COLOMBO – Sri Lanka’s rupee bond yields were quoted wide on Tuesday (29) dealers said, after Moody’s downgraded the government rating to Caa1 (CCC+) while sovereign bond rates, which turned after constitutional amendment was gazetted on September 3, continued to rise.
Spreads of most tenors which was around 5 basis points widened to over 40 basis points reflecting uncertainty, while yields were also higher. The rupee was quoted weaker at 185.80/186.10 to the US dollar, down from 185.25/40 levels on Monday (28).
A 2-year bond maturing on 15.12.2022 was quoted at 5.70/6.10 up from 5.63/70% on Monday, while a bond maturing on 15.01.2023 was quoted at 5.80/6.25% up from 5.65/75% and a bond maturing on 15.09.2024 was quoted at 6.20/30% up from 6.12/18%.
A bond maturing on 01.05.2025 was quoted at 6.60/7.10% up from 6.55/60% and a bond maturing on 01.02.2026 was quoted at 6.80/7.25 up from 6.65/75%, while a bond maturing on 15.08.2027 was quoted at 7.10/7.60% up from 7.00/10%.
A bond maturing on 01.07.2028 was quoted at 7.25/7.75 up from 7.10/25% and a 10-year bond maturing on 15.05.2030 was quoted at 7.40/8.00% up from 7.38/48%.
Sri Lanka’s sovereign bond yields which started to fall after the rupee stabilized from a steep fall in March and April and a credit downgrade from Fitch and Standard and Poor’s also turned direction from September 4 after a constitutional change was gazetted.
Moody’s downgraded Sri Lanka’s credit by two notches to Caa1 (CCC+ equivalent), citing weak institutions and budgets on Monday
“Governance considerations are an important driver of today’s decision to downgrade the rating,” the rating agency said.
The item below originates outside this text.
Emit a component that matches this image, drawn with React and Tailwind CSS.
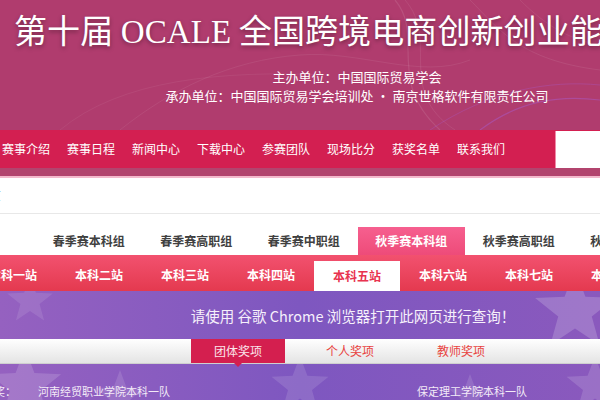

“Moody’s assessment of Sri Lanka’s institutions and governance strength primarily relate to the slow pace of reform implementation, as well as political risks, which impair the effectiveness of fiscal and economic policymaking.
“Moreover, Sri Lanka’s fragile and deteriorating fiscal position will continue to impede fiscal policy effectiveness over the medium term.”
Sri Lanka’s Finance Ministry said the downgrade was unwarranted as the domestic economy was recovering with exports and remittances also improving.
“This downgrade and the report fail to do justice to the ground reality of the ongoing rapid economic recovery backed by vastly improved business confidence arising from the return of political and policy stability after a lapse of five years,” the finance ministry said.
Sri Lanka is one of few countries that have controlled the spread of coronavirus within the country and the domestic economy is operating almost at normal levels. However, the government has controlled imports and is trying to run an ‘import substitution’ economy after printing money.